SOURCE DATA

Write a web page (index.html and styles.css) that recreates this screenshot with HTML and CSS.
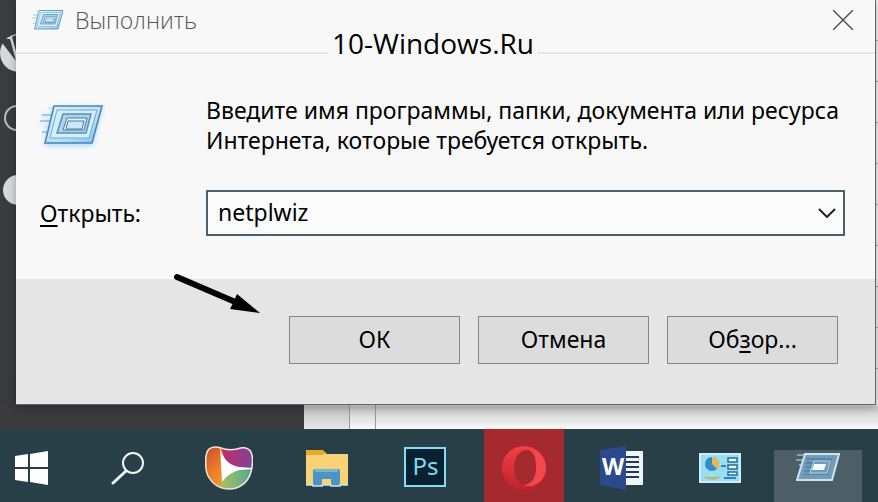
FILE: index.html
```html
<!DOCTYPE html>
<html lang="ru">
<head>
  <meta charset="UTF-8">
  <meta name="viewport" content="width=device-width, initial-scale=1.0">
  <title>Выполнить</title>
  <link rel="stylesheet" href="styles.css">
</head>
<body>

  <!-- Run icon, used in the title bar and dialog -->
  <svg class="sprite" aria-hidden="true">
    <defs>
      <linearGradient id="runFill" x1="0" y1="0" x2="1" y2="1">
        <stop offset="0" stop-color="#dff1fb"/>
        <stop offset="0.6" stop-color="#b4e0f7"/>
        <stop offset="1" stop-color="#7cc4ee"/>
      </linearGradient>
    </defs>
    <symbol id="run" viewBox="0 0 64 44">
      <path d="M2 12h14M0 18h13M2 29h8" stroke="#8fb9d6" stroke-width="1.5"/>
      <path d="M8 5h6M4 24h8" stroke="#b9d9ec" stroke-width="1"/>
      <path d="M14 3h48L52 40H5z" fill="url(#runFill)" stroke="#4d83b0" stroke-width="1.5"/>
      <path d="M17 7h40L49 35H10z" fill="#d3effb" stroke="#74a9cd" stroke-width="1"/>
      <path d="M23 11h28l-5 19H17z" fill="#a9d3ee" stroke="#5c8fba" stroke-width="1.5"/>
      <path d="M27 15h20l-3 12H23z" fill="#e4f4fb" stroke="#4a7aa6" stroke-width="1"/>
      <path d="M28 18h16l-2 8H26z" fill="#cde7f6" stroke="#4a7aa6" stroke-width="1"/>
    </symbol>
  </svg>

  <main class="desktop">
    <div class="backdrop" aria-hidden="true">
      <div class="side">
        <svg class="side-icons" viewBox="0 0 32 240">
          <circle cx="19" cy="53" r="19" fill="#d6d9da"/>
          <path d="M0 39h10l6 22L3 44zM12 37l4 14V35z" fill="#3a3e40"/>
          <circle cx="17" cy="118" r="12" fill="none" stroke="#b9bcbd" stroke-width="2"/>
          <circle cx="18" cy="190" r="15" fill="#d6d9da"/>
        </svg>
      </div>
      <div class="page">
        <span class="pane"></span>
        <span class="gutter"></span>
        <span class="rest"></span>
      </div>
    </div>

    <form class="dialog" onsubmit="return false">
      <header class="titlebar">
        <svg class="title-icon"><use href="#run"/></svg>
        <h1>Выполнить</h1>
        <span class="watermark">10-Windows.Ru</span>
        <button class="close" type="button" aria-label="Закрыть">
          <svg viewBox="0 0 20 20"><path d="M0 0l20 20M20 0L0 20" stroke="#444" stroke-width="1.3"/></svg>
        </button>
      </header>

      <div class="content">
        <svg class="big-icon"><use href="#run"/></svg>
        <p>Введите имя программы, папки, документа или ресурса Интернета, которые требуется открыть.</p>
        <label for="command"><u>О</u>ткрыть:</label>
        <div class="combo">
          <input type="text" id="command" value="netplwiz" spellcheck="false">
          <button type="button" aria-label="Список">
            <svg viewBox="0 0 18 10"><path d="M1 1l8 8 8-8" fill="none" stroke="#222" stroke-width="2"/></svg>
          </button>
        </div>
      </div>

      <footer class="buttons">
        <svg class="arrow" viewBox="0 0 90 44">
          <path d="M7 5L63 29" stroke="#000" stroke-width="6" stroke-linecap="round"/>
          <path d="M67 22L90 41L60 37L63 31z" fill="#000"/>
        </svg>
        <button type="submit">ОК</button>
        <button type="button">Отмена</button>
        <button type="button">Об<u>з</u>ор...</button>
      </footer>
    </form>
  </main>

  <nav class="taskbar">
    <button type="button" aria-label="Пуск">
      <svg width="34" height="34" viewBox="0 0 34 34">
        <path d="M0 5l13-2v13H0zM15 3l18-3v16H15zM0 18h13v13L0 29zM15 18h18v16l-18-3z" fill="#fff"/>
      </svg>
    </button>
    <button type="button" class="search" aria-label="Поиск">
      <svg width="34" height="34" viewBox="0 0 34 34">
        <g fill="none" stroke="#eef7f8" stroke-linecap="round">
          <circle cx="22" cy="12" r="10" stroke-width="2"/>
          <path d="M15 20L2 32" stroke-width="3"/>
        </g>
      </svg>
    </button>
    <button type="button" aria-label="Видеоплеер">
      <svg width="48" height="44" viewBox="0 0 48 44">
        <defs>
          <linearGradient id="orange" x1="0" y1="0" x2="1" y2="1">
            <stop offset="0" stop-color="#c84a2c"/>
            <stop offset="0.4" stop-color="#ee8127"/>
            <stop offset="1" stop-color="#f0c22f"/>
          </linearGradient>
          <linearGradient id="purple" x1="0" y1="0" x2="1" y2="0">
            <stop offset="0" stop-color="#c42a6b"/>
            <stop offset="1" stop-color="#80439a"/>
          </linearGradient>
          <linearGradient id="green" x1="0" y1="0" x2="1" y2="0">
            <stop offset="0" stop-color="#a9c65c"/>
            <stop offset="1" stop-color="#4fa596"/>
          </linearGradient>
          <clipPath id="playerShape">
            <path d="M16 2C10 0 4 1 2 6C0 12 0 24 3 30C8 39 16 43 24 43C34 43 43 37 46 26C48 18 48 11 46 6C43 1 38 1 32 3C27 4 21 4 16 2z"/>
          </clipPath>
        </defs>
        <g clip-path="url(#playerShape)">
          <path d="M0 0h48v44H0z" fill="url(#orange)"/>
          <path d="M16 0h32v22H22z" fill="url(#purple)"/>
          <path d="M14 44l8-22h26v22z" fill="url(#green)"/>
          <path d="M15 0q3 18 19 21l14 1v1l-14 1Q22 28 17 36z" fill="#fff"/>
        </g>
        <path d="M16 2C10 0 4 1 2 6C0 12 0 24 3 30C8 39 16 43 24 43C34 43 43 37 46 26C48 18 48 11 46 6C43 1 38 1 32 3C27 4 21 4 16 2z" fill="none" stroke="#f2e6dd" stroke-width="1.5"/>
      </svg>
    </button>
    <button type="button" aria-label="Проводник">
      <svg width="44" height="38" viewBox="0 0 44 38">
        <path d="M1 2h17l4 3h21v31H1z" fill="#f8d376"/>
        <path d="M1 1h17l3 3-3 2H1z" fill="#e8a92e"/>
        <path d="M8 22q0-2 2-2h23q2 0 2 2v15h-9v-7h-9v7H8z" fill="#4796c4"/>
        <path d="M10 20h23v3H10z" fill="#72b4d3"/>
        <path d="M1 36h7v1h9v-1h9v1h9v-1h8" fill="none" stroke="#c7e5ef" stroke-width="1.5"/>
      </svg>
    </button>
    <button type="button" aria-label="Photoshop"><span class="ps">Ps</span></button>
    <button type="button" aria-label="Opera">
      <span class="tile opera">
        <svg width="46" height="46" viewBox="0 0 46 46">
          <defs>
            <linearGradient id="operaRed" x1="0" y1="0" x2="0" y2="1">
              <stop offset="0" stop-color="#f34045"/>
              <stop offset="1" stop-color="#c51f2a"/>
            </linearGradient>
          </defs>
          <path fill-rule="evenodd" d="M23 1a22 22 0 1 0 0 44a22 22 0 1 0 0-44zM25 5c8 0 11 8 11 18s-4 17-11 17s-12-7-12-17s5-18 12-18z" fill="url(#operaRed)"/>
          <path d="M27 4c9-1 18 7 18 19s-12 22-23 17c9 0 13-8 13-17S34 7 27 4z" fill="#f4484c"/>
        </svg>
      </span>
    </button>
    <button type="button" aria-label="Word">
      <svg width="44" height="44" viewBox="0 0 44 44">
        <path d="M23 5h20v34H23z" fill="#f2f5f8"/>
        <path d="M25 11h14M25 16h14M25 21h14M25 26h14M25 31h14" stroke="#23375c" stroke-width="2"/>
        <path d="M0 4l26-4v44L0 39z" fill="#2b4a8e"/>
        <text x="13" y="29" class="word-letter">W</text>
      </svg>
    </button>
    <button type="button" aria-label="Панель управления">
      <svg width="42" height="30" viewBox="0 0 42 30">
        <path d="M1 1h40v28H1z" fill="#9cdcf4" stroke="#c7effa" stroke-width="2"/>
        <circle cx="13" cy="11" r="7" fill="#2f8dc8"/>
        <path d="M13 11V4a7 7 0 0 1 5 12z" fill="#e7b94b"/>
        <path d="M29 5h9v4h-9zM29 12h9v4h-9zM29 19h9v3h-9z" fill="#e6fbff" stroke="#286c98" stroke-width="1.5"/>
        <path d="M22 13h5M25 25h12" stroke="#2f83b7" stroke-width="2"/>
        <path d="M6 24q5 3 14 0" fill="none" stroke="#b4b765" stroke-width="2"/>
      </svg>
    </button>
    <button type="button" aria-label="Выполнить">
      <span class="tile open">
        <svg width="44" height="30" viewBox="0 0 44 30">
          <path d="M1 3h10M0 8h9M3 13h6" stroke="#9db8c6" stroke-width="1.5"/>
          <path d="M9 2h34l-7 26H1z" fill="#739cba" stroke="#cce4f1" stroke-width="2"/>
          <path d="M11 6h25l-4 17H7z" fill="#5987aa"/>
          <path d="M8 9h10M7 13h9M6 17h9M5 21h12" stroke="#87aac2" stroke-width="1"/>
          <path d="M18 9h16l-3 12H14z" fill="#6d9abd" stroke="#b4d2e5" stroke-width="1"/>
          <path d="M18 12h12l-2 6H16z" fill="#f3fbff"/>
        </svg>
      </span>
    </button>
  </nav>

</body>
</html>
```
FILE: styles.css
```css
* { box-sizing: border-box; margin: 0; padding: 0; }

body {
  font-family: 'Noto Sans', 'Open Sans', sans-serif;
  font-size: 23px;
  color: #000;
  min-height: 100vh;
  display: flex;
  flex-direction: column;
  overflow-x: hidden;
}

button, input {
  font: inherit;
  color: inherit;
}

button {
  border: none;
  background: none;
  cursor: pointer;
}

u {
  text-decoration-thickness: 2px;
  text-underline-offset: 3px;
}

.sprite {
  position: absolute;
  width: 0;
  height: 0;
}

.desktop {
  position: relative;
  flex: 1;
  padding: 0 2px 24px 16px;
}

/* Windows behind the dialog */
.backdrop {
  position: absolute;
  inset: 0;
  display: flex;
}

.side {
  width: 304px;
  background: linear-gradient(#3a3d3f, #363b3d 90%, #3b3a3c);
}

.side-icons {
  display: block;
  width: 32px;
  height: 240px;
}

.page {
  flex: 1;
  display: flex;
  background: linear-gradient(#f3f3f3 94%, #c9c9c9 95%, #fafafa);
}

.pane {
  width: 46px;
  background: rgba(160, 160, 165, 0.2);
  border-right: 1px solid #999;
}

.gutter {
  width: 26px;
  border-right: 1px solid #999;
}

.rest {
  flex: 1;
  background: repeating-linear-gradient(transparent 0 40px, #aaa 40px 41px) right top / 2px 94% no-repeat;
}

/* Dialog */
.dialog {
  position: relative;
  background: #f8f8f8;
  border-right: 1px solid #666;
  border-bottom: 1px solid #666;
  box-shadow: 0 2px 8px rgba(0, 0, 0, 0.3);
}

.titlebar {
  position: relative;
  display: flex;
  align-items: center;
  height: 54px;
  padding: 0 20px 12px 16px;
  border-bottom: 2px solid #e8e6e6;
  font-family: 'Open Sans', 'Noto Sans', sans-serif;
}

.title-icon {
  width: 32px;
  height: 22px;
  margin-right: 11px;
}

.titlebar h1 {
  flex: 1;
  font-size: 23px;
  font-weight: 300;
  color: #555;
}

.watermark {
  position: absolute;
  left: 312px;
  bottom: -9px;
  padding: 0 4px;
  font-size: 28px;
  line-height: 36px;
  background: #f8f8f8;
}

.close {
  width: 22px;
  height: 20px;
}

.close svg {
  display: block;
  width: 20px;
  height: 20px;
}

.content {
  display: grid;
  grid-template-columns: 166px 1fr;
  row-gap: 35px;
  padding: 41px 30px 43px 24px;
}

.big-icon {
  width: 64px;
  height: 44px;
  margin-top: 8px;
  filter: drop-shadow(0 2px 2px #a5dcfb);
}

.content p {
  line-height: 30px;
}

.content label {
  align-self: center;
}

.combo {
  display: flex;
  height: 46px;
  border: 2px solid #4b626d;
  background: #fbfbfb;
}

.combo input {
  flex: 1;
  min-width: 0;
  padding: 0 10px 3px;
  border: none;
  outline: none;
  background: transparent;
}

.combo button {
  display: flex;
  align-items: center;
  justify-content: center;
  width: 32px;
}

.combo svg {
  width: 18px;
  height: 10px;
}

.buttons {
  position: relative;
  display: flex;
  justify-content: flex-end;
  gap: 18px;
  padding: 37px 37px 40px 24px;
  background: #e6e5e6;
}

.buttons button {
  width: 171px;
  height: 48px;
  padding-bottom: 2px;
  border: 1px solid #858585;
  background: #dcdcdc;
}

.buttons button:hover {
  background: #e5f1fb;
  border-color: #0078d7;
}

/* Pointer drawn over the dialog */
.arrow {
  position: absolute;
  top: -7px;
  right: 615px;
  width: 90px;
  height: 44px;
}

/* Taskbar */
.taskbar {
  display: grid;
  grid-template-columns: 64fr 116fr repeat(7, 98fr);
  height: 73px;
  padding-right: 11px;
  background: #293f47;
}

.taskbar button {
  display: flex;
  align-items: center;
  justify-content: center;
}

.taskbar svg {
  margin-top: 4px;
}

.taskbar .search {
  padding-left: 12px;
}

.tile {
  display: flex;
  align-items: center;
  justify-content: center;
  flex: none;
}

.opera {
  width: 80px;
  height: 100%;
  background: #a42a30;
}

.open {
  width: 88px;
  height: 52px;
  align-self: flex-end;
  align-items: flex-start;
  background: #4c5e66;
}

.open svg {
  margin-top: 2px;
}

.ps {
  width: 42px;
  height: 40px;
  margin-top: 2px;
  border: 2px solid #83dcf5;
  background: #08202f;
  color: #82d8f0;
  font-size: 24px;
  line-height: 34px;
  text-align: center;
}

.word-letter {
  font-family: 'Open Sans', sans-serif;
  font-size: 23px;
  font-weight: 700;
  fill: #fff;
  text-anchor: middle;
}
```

EXERCISE DESCRIPTION
Gather up the lines that contain the word "styles".

WRITTEN ANSWER
Write a web page (index.html and styles.css) that recreates this screenshot with HTML and CSS.
  <link rel="stylesheet" href="styles.css">
FILE: styles.css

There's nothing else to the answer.